Wavelet processing allows the system to identify and/or classify
seismic events.
[0041] Use of the wavelet transform allows for the discarding of
signals that exceed the selected threshold magnitude, but otherwise
are not indicative of seismic events. For example, noise generated
by human surface activity or other sources may generate signals
that exceed the selected threshold magnitude and thus may trigger
the method 300. Initiation of the method 300 solely based on the
threshold may not be sensitive to different types of signals that
exceed the threshold, as initiation may be triggered as soon as the
signal is energetic enough. Processing to validate the traces
(e.g., based on the wavelet transform) allows for the discarding of
traces representing known sources of noise, and thus reduces the
risk of false alarm.
[0042] In one embodiment, the processing may include processing
data from multiple receivers in relation to a potential event
location to determine whether the potential location is valid. For
example, if an intermediate receiver between the potential event
location and a subject receiver did not detect an event, then there
was no event at the potential event location. Either the event
occurred at a different location or the event is the result of an
error in the system.
[0043] If the potential event appears valid and for a valid
location within the field of interest, the collection machine 125
begins a beam forming process to automatically locate the location
of the event. The process is based upon the calculation of an
energy level after a time-shift of the traces at one or more
receivers and a summation of the resulting traces.
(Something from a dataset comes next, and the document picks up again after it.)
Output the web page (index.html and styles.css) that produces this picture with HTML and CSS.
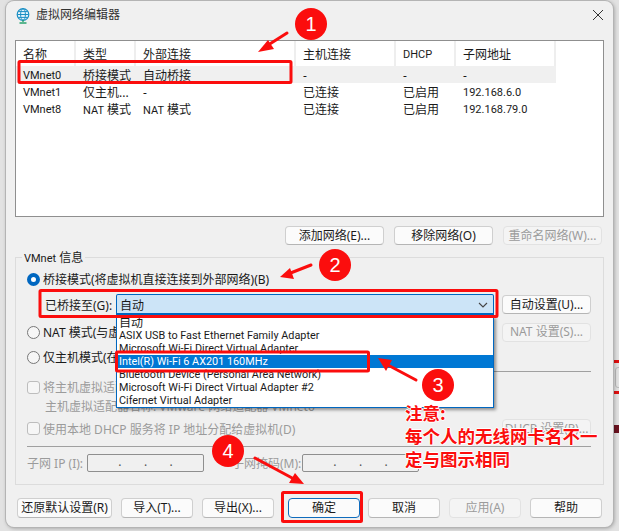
FILE: index.html
```html
<!DOCTYPE html>
<html lang="zh-CN">
<head>
<meta charset="utf-8">
<title>虚拟网络编辑器</title>
<link rel="stylesheet" href="styles.css">
</head>
<body>
<div class="backdrop-bits">
  <span class="bit bit-red bit-a"></span>
  <span class="bit bit-red bit-b"></span>
  <span class="bit bit-btn"></span>
  <span class="bit bit-dark"></span>
</div>
<main class="window">
  <header class="titlebar">
    <svg class="app-icon" viewBox="0 0 14 16" width="14" height="16">
      <circle cx="7" cy="6.500" r="5.800" fill="#e4f4fb" stroke="#1b8fc4" stroke-width="1.200"/>
      <ellipse cx="7" cy="6.500" rx="2.400" ry="5.800" fill="none" stroke="#1b8fc4" stroke-width="1"/>
      <path d="M1.500 6.500h11M2.400 3.600h9.200M2.400 9.400h9.200" stroke="#1b8fc4" stroke-width="1" fill="none"/>
      <path d="M7 12v2M3.500 15h7" stroke="#2aa36f" stroke-width="1.400" fill="none"/>
    </svg>
    <span class="title">虚拟网络编辑器</span>
    <svg class="close" viewBox="0 0 10 10" width="10" height="10"><path d="M0 0l10 10M10 0L0 10" stroke="#333" stroke-width="1" fill="none"/></svg>
  </header>

  <section class="list">
    <div class="row head">
      <span>名称</span><span>类型</span><span>外部连接</span><span>主机连接</span><span class="lat">DHCP</span><span>子网地址</span>
    </div>
    <div class="row selected">
      <span class="lat">VMnet0</span><span>桥接模式</span><span>自动桥接</span><span>-</span><span>-</span><span>-</span>
    </div>
    <div class="row">
      <span class="lat">VMnet1</span><span>仅主机...</span><span>-</span><span>已连接</span><span>已启用</span><span class="lat">192.168.6.0</span>
    </div>
    <div class="row">
      <span class="lat">VMnet8</span><span><b class="lat">NAT</b> 模式</span><span><b class="lat">NAT</b> 模式</span><span>已连接</span><span>已启用</span><span class="lat">192.168.79.0</span>
    </div>
  </section>

  <div class="list-actions">
    <button class="btn w99">添加网络(E)...</button>
    <button class="btn w99">移除网络(O)</button>
    <button class="btn w99 off">重命名网络(W)...</button>
  </div>

  <section class="group">
    <span class="legend"><b class="lat">VMnet</b> 信息</span>

    <div class="line l-bridge">
      <span class="radio on"></span><span>桥接模式(将虚拟机直接连接到外部网络)(B)</span>
    </div>

    <div class="line l-combo">
      <span class="combo-label">已桥接至(G):</span>
      <div class="combo">
        <span>自动</span>
        <svg class="chev" viewBox="0 0 10 6" width="10" height="6"><path d="M1 1l4 4 4-4" stroke="#444" stroke-width="1.100" fill="none"/></svg>
        <ul class="menu">
          <li>自动</li>
          <li class="lat">ASIX USB to Fast Ethernet Family Adapter</li>
          <li class="lat">Microsoft Wi-Fi Direct Virtual Adapter</li>
          <li class="lat hot">Intel(R) Wi-Fi 6 AX201 160MHz</li>
          <li class="lat">Bluetooth Device (Personal Area Network)</li>
          <li class="lat">Microsoft Wi-Fi Direct Virtual Adapter #2</li>
          <li class="lat">Cifernet Virtual Adapter</li>
        </ul>
      </div>
      <button class="btn side">自动设置(U)...</button>
    </div>

    <div class="line l-nat">
      <span class="radio"></span><span>NAT 模式(与虚拟机共享主机的 IP 地址)(N)</span>
      <button class="btn side off">NAT 设置(S)...</button>
    </div>

    <div class="line l-host">
      <span class="radio"></span><span>仅主机模式(在专用网络内连接虚拟机)(H)</span>
    </div>

    <hr class="rule short">

    <div class="line l-check off-text">
      <span class="check"></span><span>将主机虚拟适配器连接到此网络(V)</span>
    </div>

    <div class="line l-sub off-text">主机虚拟适配器名称: VMware 网络适配器 VMnet0</div>

    <div class="line l-dhcp off-text">
      <span class="check"></span><span>使用本地 DHCP 服务将 IP 地址分配给虚拟机(D)</span>
      <button class="btn side off">DHCP 设置(P)...</button>
    </div>

    <hr class="rule">

    <div class="line l-ip off-text">
      <span class="ip-label">子网 IP (I):</span>
      <div class="ip"><i>.</i><i>.</i><i>.</i></div>
      <span class="mask-label">子网掩码(M):</span>
      <div class="ip"><i>.</i><i>.</i><i>.</i></div>
    </div>
  </section>

  <footer class="actions">
    <button class="btn w95">还原默认设置(R)</button>
    <button class="btn w72 gap-a">导入(T)...</button>
    <button class="btn w72 gap-a">导出(X)...</button>
    <button class="btn w72 gap-b primary">确定</button>
    <button class="btn w72 gap-c">取消</button>
    <button class="btn w72 gap-a off">应用(A)</button>
    <button class="btn w72 gap-a">帮助</button>
  </footer>
</main>

<svg class="marks" viewBox="0 0 619 531" width="619" height="531">
  <g fill="none" stroke="#fb0d0d" stroke-width="3">
    <rect x="19" y="61.500" width="272" height="21" rx="1"/>
    <rect x="40" y="290.500" width="457" height="26" rx="1"/>
    <rect x="116.500" y="352" width="252" height="19" rx="1"/>
    <rect x="282.500" y="492.500" width="79" height="29" rx="1"/>
  </g>
  <g stroke="#fb0d0d" stroke-width="3" fill="#fb0d0d" stroke-linecap="round">
    <path d="M287 33L265 47"/><path d="M258 52l16-3-6-9z" stroke="none"/>
    <path d="M311 265L288 274"/><path d="M280 277l14 2-4-11z" stroke="none"/>
    <path d="M416 380L386 364"/><path d="M378 358l8 13 6-11z" stroke="none"/>
    <path d="M255 458L294 479"/><path d="M304 484l-15-1 6-10z" stroke="none"/>
  </g>
  <g class="badge">
    <circle cx="311" cy="24" r="16"/><text x="311" y="31">1</text>
    <circle cx="335" cy="265" r="16"/><text x="335" y="272">2</text>
    <circle cx="438" cy="385" r="16"/><text x="438" y="392">3</text>
    <circle cx="228" cy="451" r="16"/><text x="228" y="458">4</text>
  </g>
</svg>

<p class="note">注意:<br>每个人的无线网卡名不一<br>定与图示相同</p>
</body>
</html>
```
FILE: styles.css
```css
* { box-sizing: border-box; }
html, body { margin: 0; padding: 0; }
body {
  width: 619px;
  height: 531px;
  overflow: hidden;
  position: relative;
  background: #e2e2e2;
  font-family: "Noto Sans", "Noto Sans CJK SC", sans-serif;
  font-size: 12px;
  color: #1a1a1a;
  padding: 1px 0 0 6px;
}
.lat { font-family: Roboto, "Noto Sans CJK SC", sans-serif; font-size: 11px; font-weight: 400; }
.window {
  width: 607px;
  height: 526px;
  background: #f0f0f0;
  border-radius: 8px;
  box-shadow: 0 0 0 1px #b4b4b4, 1px 1px 4px rgba(0,0,0,.35);
  position: relative;
  padding: 0 9px;
}
.titlebar {
  height: 39px;
  display: flex;
  align-items: flex-start;
  margin: 0 -9px;
  padding: 6px 10px 0 10px;
}
.app-icon { margin: 1px 0 0 0; }
.title { font-size: 12px; line-height: 16px; color: #333; margin-left: 6px; flex: 1; }
.close { margin: 3px 0 0; }

.list {
  height: 177px;
  background: #fff;
  border: 1px solid #8f8f8f;
}
.row {
  display: grid;
  grid-template-columns: 60px 60px 160px 100px 60px 100px;
  height: 17px;
  line-height: 19px;
  width: 540px;
}
.row span { padding-left: 7px; white-space: nowrap; overflow: hidden; }
.head { height: 25px; line-height: 27px; }
.head span { border-right: 2px solid #eeeeee; }
.selected { background: #f0f0f0; }

.list-actions {
  display: flex;
  justify-content: flex-end;
  gap: 10px;
  margin: 9px 2px 0 0;
  height: 19px;
}
.btn {
  font: inherit;
  color: #1a1a1a;
  background: #fbfbfb;
  border: 1px solid #cfcfcf;
  border-bottom-color: #b5b5b5;
  border-radius: 4px;
  padding: 0;
  height: 19px;
  line-height: 16px;
  white-space: nowrap;
}
.btn.off { color: #9b9b9b; background: #f4f4f4; border-color: #e2e2e2; }
.w99 { width: 99px; }
.w95 { width: 95px; height: 20px; }
.w72 { width: 72px; height: 20px; }
.gap-a { margin-left: 9px; }
.gap-b { margin-left: 14px; }
.gap-c { margin-left: 8px; }
.primary { border: 1px solid #0f6cbd; }

.group {
  position: relative;
  height: 228px;
  margin-top: 12px;
  border: 1px solid #dcdcdc;
  padding: 12px 12px 0 11px;
  display: flex;
  flex-direction: column;
}
.legend {
  position: absolute;
  left: 6px;
  top: -8px;
  background: #f0f0f0;
  padding: 0 2px;
  line-height: 16px;
}
.line { display: flex; align-items: center; white-space: nowrap; flex: none; }
.line .side { margin-left: auto; }
.l-bridge { height: 18px; }
.l-combo { height: 21px; margin-top: 6px; }
.l-nat { height: 20px; margin-top: 7px; }
.l-host { height: 18px; margin-top: 6px; }
.l-check { height: 18px; margin-top: 6px; }
.l-sub { height: 18px; margin-top: 1px; padding-left: 18px; }
.l-dhcp { height: 19px; margin-top: 4px; }
.l-ip { height: 18px; margin-top: 7px; }
.off-text { color: #9b9b9b; }

.radio {
  width: 13px;
  height: 13px;
  border-radius: 50%;
  border: 1px solid #777;
  background: #f6f6f6;
  margin-right: 3px;
  flex: none;
}
.radio.on { border: 4px solid #0067c0; background: #fff; }
.check {
  width: 13px;
  height: 13px;
  border: 1px solid #bdbdbd;
  border-radius: 3px;
  background: #f6f6f6;
  margin-right: 3px;
  flex: none;
}
.combo-label { margin-left: 18px; width: 71px; color: #1a1a1a; }
.combo {
  position: relative;
  width: 378px;
  height: 21px;
  background: #cce4f7;
  border: 1px solid #0067c0;
  border-bottom-width: 2px;
  border-radius: 2px 2px 0 0;
  display: flex;
  align-items: center;
  justify-content: space-between;
  padding: 1px 5px 0 3px;
}
.menu {
  list-style: none;
  margin: 0;
  padding: 0;
  position: absolute;
  left: -1px;
  right: -1px;
  top: 21px;
  height: 92px;
  background: #fff;
  border: 1px solid #0067c0;
  border-top: 0;
  box-shadow: 2px 2px 3px rgba(0,0,0,.4);
  z-index: 2;
}
.menu li {
  height: 13px;
  line-height: 13px;
  padding-left: 2px;
  color: #1a1a1a;
  white-space: nowrap;
}
.menu li.lat { font-size: 10.850px; }
.menu li.hot { background: #0078d4; color: #fff; }
.side { width: 89px; flex: none; }

.rule { border: 0; height: 1px; background: #a0a0a0; margin: 5px 0 0; flex: none; }
.rule.short { margin-left: 260px; }
.l-dhcp + .rule { margin-top: 8px; }

.ip-label { width: 60px; }
.mask-label { width: 70px; margin-left: 28px; }
.ip {
  width: 117px;
  height: 18px;
  border: 1px solid #8f8f8f;
  border-radius: 2px;
  display: flex;
  justify-content: space-around;
  padding: 0 19px;
  background: #f0f0f0;
  line-height: 14px;
  color: #555;
}
.ip i { font-style: normal; }

.actions {
  display: flex;
  margin-top: 13px;
  padding-left: 2px;
}

.marks { position: absolute; left: 0; top: 0; z-index: 5; pointer-events: none; }
.badge circle { fill: #fb0d0d; }
.badge text {
  fill: #fff;
  font-family: "Liberation Sans", sans-serif;
  font-size: 20px;
  text-anchor: middle;
}
.note {
  position: absolute;
  z-index: 6;
  left: 405px;
  top: 401px;
  margin: 0;
  color: #fb0d0d;
  font-family: "Noto Sans CJK SC", sans-serif;
  font-size: 17.500px;
  font-weight: 700;
  line-height: 23px;
  white-space: nowrap;
  text-shadow: 1px 0 0 #fff, -1px 0 0 #fff, 0 1px 0 #fff, 0 -1px 0 #fff;
}

.bit { position: absolute; display: block; }
.bit-red { left: 614px; width: 5px; height: 3px; background: #e01010; }
.bit-a { top: 360px; }
.bit-b { top: 391px; }
.bit-btn { left: 615px; top: 367px; width: 8px; height: 21px; border: 1px solid #bbb; border-radius: 3px; }
.bit-dark { left: 614px; top: 425px; width: 5px; height: 8px; background: #6b1320; }
```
[0044] The following naming and numbering convention is provided to
illustrate the method 300 described herein. The naming and number
convention provided is arbitrarily chosen, and is provided for
explanation only.
[0045] "Rn" corresponds to a specific receiver number in the
plurality of receivers, at a given location at the surface or
downhole in a wellbore, such as wellbore 125. For example, each of
the receivers 121 may correspond to R1, R2, R3 . . . Rn,
respectively. "Trace.sub.m(t)" corresponds to each of a plurality
of data points in a specific trace in a specific time window.
"E.sub.Rn(t)" corresponds to a trace generated by a receiver having
a corresponding receiver number, which may be computed from
multiple traces (trace.sub.m(t)). In one embodiment, trace.sub.m(t)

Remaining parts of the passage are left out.